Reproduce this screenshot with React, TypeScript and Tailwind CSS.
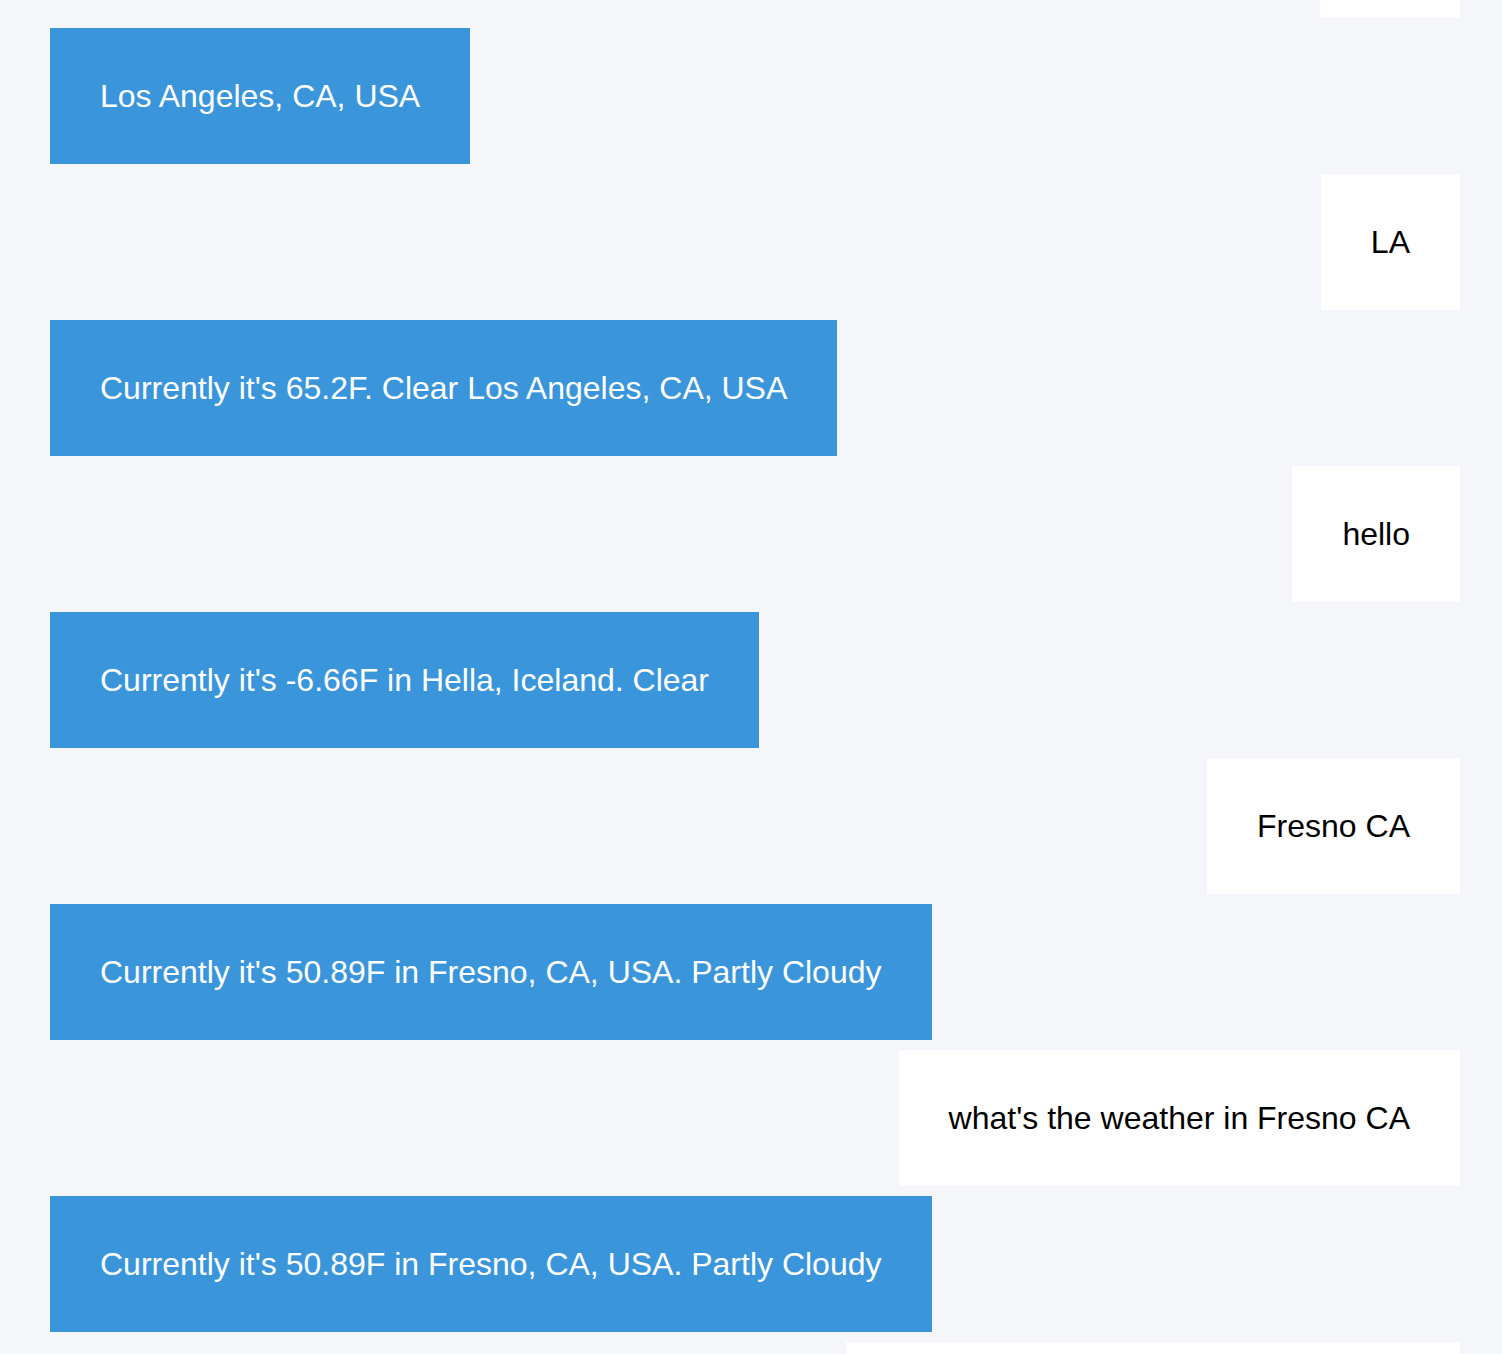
const messages: { from: "bot" | "user"; text: string }[] = [
  { from: "bot", text: "Los Angeles, CA, USA" },
  { from: "user", text: "LA" },
  { from: "bot", text: "Currently it's 65.2F. Clear Los Angeles, CA, USA" },
  { from: "user", text: "hello" },
  { from: "bot", text: "Currently it's -6.66F in Hella, Iceland. Clear" },
  { from: "user", text: "Fresno CA" },
  { from: "bot", text: "Currently it's 50.89F in Fresno, CA, USA. Partly Cloudy" },
  { from: "user", text: "what's the weather in Fresno CA" },
  { from: "bot", text: "Currently it's 50.89F in Fresno, CA, USA. Partly Cloudy" },
];

export default function App() {
  return (
    <div
      className="h-[1354px] overflow-hidden bg-[#f5f6fa] pl-[50px] pr-[42px]"
      style={{ fontFamily: '"Liberation Sans", Arial, sans-serif' }}
    >
      <div className="flex flex-col gap-[10px]">
        <div className="h-[18px] w-[140px] self-end bg-white" />
        {messages.map((m, i) =>
          m.from === "bot" ? (
            <div
              key={i}
              className="self-start whitespace-nowrap bg-[#3a95db] px-[50px] py-[50px] text-[32px] leading-[36px] text-white"
            >
              {m.text}
            </div>
          ) : (
            <div
              key={i}
              className="self-end whitespace-nowrap bg-white px-[50px] py-[50px] text-[32px] leading-[36px] text-black"
            >
              {m.text}
            </div>
          ),
        )}
        <div className="h-[136px] w-[614px] shrink-0 self-end bg-white" />
      </div>
    </div>
  );
}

• • •

■ Written request: Repeat the listing above exactly, with no pictures.

■ Correct response:
Reproduce this screenshot with React, TypeScript and Tailwind CSS.
const messages: { from: "bot" | "user"; text: string }[] = [
  { from: "bot", text: "Los Angeles, CA, USA" },
  { from: "user", text: "LA" },
  { from: "bot", text: "Currently it's 65.2F. Clear Los Angeles, CA, USA" },
  { from: "user", text: "hello" },
  { from: "bot", text: "Currently it's -6.66F in Hella, Iceland. Clear" },
  { from: "user", text: "Fresno CA" },
  { from: "bot", text: "Currently it's 50.89F in Fresno, CA, USA. Partly Cloudy" },
  { from: "user", text: "what's the weather in Fresno CA" },
  { from: "bot", text: "Currently it's 50.89F in Fresno, CA, USA. Partly Cloudy" },
];

export default function App() {
  return (
    <div
      className="h-[1354px] overflow-hidden bg-[#f5f6fa] pl-[50px] pr-[42px]"
      style={{ fontFamily: '"Liberation Sans", Arial, sans-serif' }}
    >
      <div className="flex flex-col gap-[10px]">
        <div className="h-[18px] w-[140px] self-end bg-white" />
        {messages.map((m, i) =>
          m.from === "bot" ? (
            <div
              key={i}
              className="self-start whitespace-nowrap bg-[#3a95db] px-[50px] py-[50px] text-[32px] leading-[36px] text-white"
            >
              {m.text}
            </div>
          ) : (
            <div
              key={i}
              className="self-end whitespace-nowrap bg-white px-[50px] py-[50px] text-[32px] leading-[36px] text-black"
            >
              {m.text}
            </div>
          ),
        )}
        <div className="h-[136px] w-[614px] shrink-0 self-end bg-white" />
      </div>
    </div>
  );
}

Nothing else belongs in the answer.